Task directions: Where a line contains the string "React", copy that line.

======== Supplied material ========

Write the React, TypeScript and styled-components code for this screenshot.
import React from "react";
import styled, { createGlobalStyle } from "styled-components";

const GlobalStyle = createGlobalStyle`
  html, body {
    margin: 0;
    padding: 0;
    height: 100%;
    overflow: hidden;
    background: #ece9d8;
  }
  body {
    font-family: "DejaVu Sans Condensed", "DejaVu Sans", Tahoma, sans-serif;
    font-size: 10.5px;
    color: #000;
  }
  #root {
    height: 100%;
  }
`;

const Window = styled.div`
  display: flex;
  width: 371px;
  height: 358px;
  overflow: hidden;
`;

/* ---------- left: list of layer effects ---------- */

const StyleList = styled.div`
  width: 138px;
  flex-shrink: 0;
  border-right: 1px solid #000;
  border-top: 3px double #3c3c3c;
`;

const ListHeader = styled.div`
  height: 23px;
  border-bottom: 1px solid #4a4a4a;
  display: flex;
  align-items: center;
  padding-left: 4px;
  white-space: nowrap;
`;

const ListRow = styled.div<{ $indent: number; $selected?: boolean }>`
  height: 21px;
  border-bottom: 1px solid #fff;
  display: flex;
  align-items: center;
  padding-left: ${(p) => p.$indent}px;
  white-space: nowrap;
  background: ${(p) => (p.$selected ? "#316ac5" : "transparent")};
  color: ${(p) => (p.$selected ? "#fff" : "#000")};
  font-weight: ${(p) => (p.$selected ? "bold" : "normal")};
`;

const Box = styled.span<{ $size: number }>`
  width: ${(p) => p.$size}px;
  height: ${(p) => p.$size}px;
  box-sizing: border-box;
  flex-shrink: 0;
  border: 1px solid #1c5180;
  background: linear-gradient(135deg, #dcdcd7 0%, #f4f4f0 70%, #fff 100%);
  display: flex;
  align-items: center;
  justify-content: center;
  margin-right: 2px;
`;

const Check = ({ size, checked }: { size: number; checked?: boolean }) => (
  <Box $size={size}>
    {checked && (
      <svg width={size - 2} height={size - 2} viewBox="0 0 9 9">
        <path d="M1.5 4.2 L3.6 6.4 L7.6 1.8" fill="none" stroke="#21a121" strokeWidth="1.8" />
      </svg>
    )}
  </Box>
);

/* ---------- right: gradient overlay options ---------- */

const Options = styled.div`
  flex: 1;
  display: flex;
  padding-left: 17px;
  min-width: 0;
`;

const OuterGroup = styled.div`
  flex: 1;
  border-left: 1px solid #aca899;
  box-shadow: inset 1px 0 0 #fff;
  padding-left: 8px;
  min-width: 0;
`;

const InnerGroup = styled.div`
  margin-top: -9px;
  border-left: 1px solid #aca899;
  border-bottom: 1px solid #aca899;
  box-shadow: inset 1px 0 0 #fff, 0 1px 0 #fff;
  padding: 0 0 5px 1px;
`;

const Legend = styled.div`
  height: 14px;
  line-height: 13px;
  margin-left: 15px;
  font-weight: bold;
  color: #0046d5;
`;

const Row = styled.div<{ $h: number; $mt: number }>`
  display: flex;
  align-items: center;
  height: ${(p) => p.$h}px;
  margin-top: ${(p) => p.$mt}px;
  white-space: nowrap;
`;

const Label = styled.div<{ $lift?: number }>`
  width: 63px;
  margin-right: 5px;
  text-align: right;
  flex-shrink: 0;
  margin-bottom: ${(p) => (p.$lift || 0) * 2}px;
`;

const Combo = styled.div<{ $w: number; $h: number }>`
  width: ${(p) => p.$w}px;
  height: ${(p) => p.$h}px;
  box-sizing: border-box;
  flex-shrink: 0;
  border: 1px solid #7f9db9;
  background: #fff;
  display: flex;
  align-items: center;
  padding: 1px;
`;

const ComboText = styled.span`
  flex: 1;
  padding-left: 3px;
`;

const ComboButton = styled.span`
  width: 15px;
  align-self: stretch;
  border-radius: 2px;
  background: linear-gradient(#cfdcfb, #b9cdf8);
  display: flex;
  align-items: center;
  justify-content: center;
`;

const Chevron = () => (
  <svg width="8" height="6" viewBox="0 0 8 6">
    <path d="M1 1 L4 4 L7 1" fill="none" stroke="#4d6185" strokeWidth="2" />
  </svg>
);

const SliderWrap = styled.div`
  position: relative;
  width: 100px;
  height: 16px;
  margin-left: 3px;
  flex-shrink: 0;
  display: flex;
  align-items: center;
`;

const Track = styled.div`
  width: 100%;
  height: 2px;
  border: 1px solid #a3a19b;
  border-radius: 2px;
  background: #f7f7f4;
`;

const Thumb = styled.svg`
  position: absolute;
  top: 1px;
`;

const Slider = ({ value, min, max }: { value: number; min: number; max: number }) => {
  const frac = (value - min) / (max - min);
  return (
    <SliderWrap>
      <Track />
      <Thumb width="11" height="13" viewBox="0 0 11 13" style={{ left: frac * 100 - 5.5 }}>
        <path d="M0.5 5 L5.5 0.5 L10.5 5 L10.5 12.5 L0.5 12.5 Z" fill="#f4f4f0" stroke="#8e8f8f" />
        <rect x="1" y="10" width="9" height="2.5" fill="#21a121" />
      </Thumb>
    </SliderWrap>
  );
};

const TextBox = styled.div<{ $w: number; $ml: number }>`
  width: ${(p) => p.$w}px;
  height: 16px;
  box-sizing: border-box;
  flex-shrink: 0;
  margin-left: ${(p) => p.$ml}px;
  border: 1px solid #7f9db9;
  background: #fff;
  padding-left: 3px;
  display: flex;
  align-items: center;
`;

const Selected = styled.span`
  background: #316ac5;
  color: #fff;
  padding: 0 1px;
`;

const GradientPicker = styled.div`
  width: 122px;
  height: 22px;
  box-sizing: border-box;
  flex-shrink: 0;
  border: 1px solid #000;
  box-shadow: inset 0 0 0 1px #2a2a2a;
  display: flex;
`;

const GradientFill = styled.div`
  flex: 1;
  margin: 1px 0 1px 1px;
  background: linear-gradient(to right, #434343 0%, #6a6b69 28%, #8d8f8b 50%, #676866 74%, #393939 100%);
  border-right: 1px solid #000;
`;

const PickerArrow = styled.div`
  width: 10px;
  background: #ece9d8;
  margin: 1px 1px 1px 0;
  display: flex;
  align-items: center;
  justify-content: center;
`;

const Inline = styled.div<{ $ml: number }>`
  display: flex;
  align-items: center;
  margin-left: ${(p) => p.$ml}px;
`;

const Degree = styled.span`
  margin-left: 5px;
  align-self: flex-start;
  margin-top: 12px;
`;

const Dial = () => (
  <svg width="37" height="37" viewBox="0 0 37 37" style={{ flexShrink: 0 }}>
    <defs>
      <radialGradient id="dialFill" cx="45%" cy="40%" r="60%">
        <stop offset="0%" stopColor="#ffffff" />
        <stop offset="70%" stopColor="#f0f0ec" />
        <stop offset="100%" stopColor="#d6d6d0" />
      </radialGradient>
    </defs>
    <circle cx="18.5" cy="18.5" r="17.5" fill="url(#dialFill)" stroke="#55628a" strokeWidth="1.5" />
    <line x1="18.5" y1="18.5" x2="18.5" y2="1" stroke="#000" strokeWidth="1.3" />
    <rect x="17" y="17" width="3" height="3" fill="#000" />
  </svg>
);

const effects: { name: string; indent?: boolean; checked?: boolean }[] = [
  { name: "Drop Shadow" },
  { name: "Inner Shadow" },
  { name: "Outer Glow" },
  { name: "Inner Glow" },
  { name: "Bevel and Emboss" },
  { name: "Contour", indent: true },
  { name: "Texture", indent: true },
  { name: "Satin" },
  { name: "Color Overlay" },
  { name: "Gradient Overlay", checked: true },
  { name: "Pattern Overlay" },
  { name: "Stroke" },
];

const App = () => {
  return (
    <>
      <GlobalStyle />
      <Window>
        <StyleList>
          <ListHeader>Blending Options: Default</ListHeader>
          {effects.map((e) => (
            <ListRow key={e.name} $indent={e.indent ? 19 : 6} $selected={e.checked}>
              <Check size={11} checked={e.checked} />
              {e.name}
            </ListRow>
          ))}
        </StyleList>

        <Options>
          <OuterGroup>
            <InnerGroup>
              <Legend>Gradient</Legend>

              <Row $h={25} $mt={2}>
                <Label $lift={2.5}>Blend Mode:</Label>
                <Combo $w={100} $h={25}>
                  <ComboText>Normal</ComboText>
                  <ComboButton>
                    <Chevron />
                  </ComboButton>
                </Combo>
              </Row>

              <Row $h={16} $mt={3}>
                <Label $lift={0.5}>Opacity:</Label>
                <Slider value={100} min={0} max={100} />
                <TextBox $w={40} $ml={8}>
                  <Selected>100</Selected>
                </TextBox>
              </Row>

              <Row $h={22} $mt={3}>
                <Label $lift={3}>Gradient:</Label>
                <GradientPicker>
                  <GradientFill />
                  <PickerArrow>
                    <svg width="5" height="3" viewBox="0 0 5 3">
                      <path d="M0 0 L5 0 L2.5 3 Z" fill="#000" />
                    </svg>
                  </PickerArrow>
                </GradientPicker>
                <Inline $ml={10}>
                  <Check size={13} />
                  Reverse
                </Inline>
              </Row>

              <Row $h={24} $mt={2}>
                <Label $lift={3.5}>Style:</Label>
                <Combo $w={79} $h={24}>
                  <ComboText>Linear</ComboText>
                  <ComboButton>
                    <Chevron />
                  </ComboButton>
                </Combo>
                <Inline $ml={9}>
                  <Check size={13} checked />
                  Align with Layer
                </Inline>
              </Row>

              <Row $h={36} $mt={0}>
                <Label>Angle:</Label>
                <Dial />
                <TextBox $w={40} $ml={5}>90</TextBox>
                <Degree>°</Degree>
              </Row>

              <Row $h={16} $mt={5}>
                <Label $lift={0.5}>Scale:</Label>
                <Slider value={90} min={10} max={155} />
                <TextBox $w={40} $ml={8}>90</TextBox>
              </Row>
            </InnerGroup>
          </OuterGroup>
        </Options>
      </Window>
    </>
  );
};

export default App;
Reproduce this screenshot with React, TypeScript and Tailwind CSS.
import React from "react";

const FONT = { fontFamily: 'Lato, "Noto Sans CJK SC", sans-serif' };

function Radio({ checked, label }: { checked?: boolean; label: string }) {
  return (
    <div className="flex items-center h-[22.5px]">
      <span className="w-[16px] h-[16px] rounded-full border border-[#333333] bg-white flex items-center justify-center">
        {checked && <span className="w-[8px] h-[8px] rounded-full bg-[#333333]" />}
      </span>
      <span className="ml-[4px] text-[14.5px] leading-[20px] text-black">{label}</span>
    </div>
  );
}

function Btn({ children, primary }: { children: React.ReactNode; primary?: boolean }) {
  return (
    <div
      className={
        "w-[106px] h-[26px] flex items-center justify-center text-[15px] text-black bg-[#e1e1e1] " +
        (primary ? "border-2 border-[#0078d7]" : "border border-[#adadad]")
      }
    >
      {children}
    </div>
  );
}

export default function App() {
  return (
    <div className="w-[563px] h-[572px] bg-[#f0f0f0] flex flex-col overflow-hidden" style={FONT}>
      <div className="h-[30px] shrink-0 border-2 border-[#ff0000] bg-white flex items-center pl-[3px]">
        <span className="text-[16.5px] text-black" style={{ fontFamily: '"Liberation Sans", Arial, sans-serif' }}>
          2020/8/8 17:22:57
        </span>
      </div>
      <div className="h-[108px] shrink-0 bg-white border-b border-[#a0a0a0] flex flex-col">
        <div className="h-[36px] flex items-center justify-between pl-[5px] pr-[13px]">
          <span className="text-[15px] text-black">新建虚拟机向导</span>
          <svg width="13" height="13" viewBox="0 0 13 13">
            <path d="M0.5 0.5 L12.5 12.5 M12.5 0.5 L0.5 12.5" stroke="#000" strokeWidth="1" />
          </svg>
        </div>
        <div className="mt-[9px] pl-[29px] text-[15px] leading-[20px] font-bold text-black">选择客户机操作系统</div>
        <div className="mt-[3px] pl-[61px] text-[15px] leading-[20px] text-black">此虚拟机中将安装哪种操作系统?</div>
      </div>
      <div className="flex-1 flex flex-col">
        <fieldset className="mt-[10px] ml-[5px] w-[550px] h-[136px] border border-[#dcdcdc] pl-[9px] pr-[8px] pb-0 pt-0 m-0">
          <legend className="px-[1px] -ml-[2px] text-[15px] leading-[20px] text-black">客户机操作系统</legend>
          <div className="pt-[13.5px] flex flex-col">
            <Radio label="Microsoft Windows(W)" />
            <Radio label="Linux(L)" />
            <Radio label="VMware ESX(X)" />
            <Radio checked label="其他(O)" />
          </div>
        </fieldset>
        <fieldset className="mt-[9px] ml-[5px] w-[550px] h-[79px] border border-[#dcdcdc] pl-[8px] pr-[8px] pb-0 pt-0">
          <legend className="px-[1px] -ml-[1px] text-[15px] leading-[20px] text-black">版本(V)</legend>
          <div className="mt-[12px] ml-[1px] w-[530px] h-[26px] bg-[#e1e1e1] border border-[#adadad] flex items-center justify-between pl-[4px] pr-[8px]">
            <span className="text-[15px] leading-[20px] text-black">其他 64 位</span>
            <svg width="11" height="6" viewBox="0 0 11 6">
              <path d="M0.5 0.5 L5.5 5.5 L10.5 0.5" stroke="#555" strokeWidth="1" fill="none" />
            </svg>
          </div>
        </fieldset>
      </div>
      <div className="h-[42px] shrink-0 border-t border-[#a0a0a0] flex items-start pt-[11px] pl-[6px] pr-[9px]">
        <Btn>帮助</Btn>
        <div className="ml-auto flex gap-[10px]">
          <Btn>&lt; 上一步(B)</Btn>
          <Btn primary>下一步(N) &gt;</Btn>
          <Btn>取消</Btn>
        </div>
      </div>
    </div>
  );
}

========

The reply:
Write the React, TypeScript and styled-components code for this screenshot.
import React from "react";
Reproduce this screenshot with React, TypeScript and Tailwind CSS.
import React from "react";
function Btn({ children, primary }: { children: React.ReactNode; primary?: boolean }) {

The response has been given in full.